• **What to produce**
Pick out the lines below that contain the string "React" and copy them all.

• **Data excerpt**
Start
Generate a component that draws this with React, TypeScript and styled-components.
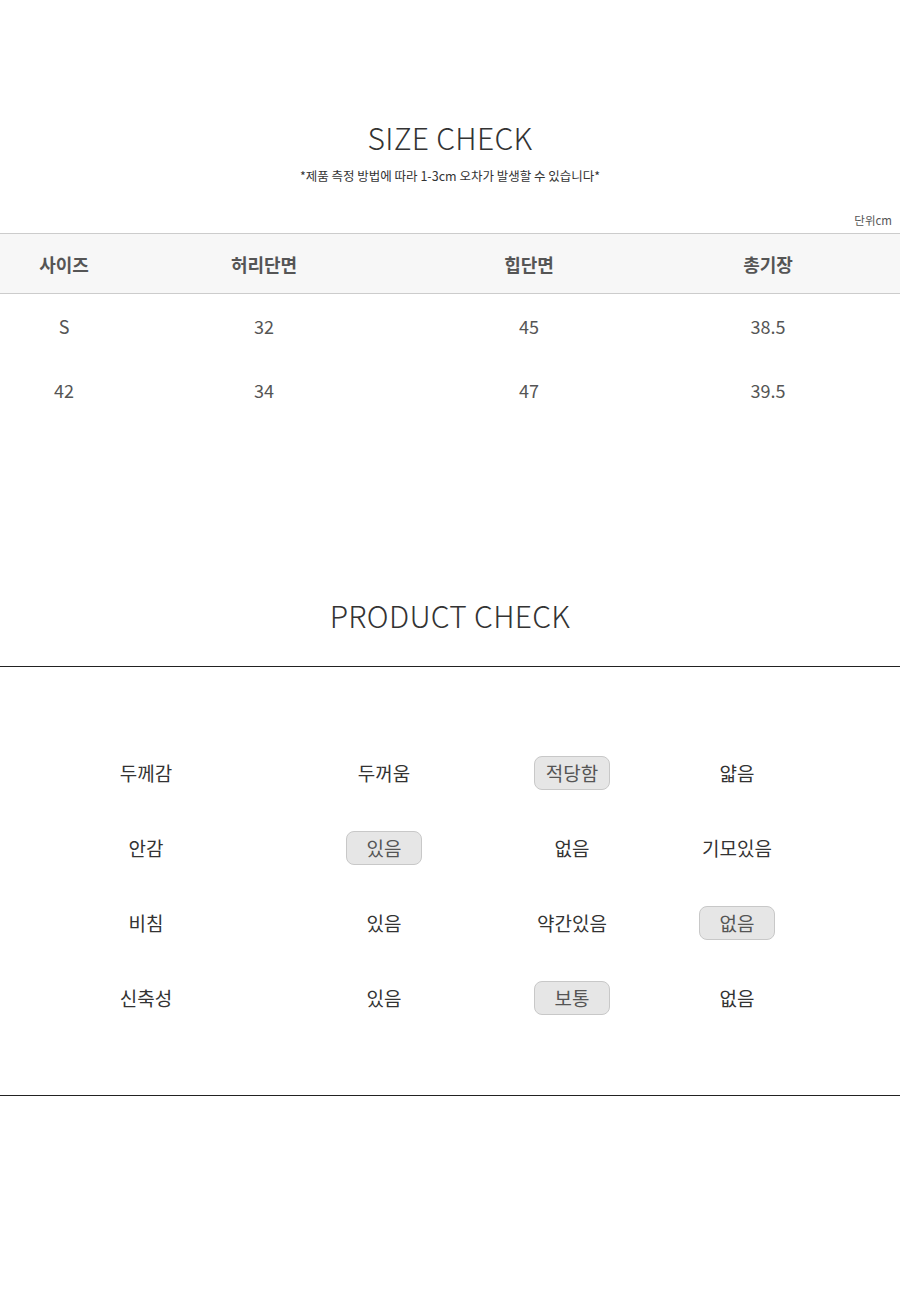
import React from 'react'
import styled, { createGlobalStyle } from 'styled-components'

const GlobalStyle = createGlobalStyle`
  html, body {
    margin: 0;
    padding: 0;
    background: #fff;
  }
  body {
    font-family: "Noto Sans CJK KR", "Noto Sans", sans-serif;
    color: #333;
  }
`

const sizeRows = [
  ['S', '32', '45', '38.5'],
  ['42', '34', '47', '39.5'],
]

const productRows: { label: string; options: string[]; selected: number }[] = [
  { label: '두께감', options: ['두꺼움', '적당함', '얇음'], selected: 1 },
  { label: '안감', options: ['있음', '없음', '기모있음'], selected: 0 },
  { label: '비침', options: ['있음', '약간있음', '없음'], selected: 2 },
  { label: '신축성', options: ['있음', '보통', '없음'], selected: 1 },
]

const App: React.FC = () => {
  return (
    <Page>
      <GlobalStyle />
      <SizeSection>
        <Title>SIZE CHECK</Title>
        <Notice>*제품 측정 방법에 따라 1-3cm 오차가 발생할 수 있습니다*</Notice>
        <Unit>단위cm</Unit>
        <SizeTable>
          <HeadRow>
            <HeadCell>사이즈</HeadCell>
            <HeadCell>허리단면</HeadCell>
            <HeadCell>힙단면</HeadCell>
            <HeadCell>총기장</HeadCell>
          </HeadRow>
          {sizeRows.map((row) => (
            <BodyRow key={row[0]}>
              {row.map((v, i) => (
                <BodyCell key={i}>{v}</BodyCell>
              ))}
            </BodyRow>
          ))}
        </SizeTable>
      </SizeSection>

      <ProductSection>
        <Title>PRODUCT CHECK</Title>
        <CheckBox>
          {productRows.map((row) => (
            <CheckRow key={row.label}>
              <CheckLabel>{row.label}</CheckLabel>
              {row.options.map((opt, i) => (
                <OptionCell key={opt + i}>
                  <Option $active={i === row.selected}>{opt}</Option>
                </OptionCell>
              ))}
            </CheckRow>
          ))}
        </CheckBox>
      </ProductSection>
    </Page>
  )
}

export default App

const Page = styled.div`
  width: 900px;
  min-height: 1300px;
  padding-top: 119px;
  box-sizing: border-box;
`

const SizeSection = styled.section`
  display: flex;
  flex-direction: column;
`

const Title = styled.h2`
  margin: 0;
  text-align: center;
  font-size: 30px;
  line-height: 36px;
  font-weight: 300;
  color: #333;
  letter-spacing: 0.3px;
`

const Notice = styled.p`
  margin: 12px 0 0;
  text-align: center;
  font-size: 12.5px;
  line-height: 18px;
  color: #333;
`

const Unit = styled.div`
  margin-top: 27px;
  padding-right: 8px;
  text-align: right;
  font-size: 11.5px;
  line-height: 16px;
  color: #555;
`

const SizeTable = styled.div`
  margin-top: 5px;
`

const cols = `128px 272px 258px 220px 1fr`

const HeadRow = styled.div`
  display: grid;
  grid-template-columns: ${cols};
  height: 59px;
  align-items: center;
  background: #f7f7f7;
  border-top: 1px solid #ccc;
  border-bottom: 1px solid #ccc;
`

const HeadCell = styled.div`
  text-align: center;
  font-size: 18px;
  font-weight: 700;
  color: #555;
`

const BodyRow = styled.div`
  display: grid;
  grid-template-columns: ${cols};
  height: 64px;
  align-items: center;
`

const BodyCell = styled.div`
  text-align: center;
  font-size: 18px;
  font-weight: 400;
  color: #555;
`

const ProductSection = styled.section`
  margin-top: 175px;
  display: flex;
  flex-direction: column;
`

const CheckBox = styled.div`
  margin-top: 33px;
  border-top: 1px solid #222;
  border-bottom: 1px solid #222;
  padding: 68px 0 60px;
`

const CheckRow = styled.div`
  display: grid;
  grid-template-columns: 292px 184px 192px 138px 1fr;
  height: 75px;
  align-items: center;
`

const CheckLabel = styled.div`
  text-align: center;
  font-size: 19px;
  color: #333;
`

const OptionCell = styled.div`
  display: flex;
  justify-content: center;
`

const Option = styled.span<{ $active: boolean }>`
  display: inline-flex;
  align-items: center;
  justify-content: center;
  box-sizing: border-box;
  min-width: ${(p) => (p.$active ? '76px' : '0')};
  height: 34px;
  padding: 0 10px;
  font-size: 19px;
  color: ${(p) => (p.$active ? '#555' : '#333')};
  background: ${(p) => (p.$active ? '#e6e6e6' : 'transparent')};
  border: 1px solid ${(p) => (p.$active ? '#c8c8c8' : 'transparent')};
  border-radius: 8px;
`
End
• **Response to this task**
Generate a component that draws this with React, TypeScript and styled-components.
import React from 'react'
const App: React.FC = () => {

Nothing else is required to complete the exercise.